Exclude the pictures and return every line exactly as written.
·····
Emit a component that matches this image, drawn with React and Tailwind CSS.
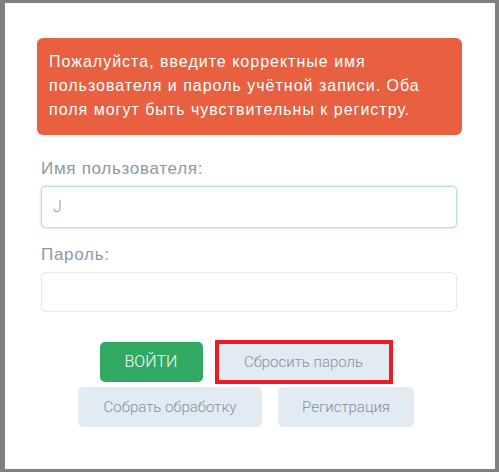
// Login form with validation error alert

export default function App() {
  return (
    <div className="w-[499px] h-[472px] bg-[#808080] pl-[5px] pr-[4px] pt-[3px] pb-[3px]">
      <div className="h-full bg-white pl-[36px] pr-[38px] pt-[35px]">
        {/* ── Alert ── */}
        <div
          className="-ml-[4px] -mr-[5px] rounded-[6px] bg-[#e8603f] px-[12px] pt-[12px] pb-[13px] text-[16px] leading-[24px] tracking-[1px] text-white"
          style={{ fontFamily: '"Liberation Sans", Arial, sans-serif' }}
        >
          Пожалуйста, введите корректные имя пользователя и пароль учётной записи. Оба поля могут быть чувствительны к регистру.
        </div>

        {/* ── Fields ── */}
        <div style={{ fontFamily: '"Liberation Sans", Arial, sans-serif' }}>
          <label className="mt-[22px] block text-[17px] leading-[24px] tracking-[0.7px] text-[#8c99a6]">
            Имя пользователя:
          </label>
          <div className="mt-[5px] flex h-[42px] items-center rounded-[5px] border border-[#b5e4c6] bg-white px-[11px] shadow-[0_0_3px_rgba(49,169,98,0.35)]">
            <span className="text-[16px] font-light text-[#8a96a3]" style={{ fontFamily: 'Roboto, sans-serif' }}>
              J
            </span>
          </div>

          <label className="mt-[15px] block text-[17px] leading-[24px] tracking-[0.7px] text-[#8c99a6]">
            Пароль:
          </label>
          <div className="mt-[5px] h-[40px] rounded-[5px] border border-[#e9e9e9] bg-white" />
        </div>

        {/* ── Buttons ── */}
        <div
          className="mt-[28px] flex flex-col items-center gap-[3px] pr-[6px]"
          style={{ fontFamily: 'Roboto, sans-serif' }}
        >
          <div className="flex items-center gap-[12px]">
            <button className="flex h-[40px] w-[103px] items-center justify-center rounded-[5px] bg-[#32a962] text-[16px] font-light text-white">
              ВОЙТИ
            </button>
            <div className="border-[4px] border-[#ed1c24]">
              <button className="flex h-[36px] w-[170px] items-center justify-center bg-[#e2eaf2] text-[15px] font-light text-[#8491a3]">
                Сбросить пароль
              </button>
            </div>
          </div>
          <div className="flex items-center gap-[16px]">
            <button className="flex h-[40px] w-[184px] items-center justify-center rounded-[5px] bg-[#e2eaf2] text-[15px] font-light text-[#8491a3]">
              Собрать обработку
            </button>
            <button className="flex h-[40px] w-[136px] items-center justify-center rounded-[5px] bg-[#e2eaf2] text-[15px] font-light text-[#8491a3]">
              Регистрация
            </button>
          </div>
        </div>
      </div>
    </div>
  );
}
·····
### FINAL RESULT
Emit a component that matches this image, drawn with React and Tailwind CSS.
// Login form with validation error alert

export default function App() {
  return (
    <div className="w-[499px] h-[472px] bg-[#808080] pl-[5px] pr-[4px] pt-[3px] pb-[3px]">
      <div className="h-full bg-white pl-[36px] pr-[38px] pt-[35px]">
        {/* ── Alert ── */}
        <div
          className="-ml-[4px] -mr-[5px] rounded-[6px] bg-[#e8603f] px-[12px] pt-[12px] pb-[13px] text-[16px] leading-[24px] tracking-[1px] text-white"
          style={{ fontFamily: '"Liberation Sans", Arial, sans-serif' }}
        >
          Пожалуйста, введите корректные имя пользователя и пароль учётной записи. Оба поля могут быть чувствительны к регистру.
        </div>

        {/* ── Fields ── */}
        <div style={{ fontFamily: '"Liberation Sans", Arial, sans-serif' }}>
          <label className="mt-[22px] block text-[17px] leading-[24px] tracking-[0.7px] text-[#8c99a6]">
            Имя пользователя:
          </label>
          <div className="mt-[5px] flex h-[42px] items-center rounded-[5px] border border-[#b5e4c6] bg-white px-[11px] shadow-[0_0_3px_rgba(49,169,98,0.35)]">
            <span className="text-[16px] font-light text-[#8a96a3]" style={{ fontFamily: 'Roboto, sans-serif' }}>
              J
            </span>
          </div>

          <label className="mt-[15px] block text-[17px] leading-[24px] tracking-[0.7px] text-[#8c99a6]">
            Пароль:
          </label>
          <div className="mt-[5px] h-[40px] rounded-[5px] border border-[#e9e9e9] bg-white" />
        </div>

        {/* ── Buttons ── */}
        <div
          className="mt-[28px] flex flex-col items-center gap-[3px] pr-[6px]"
          style={{ fontFamily: 'Roboto, sans-serif' }}
        >
          <div className="flex items-center gap-[12px]">
            <button className="flex h-[40px] w-[103px] items-center justify-center rounded-[5px] bg-[#32a962] text-[16px] font-light text-white">
              ВОЙТИ
            </button>
            <div className="border-[4px] border-[#ed1c24]">
              <button className="flex h-[36px] w-[170px] items-center justify-center bg-[#e2eaf2] text-[15px] font-light text-[#8491a3]">
                Сбросить пароль
              </button>
            </div>
          </div>
          <div className="flex items-center gap-[16px]">
            <button className="flex h-[40px] w-[184px] items-center justify-center rounded-[5px] bg-[#e2eaf2] text-[15px] font-light text-[#8491a3]">
              Собрать обработку
            </button>
            <button className="flex h-[40px] w-[136px] items-center justify-center rounded-[5px] bg-[#e2eaf2] text-[15px] font-light text-[#8491a3]">
              Регистрация
            </button>
          </div>
        </div>
      </div>
    </div>
  );
}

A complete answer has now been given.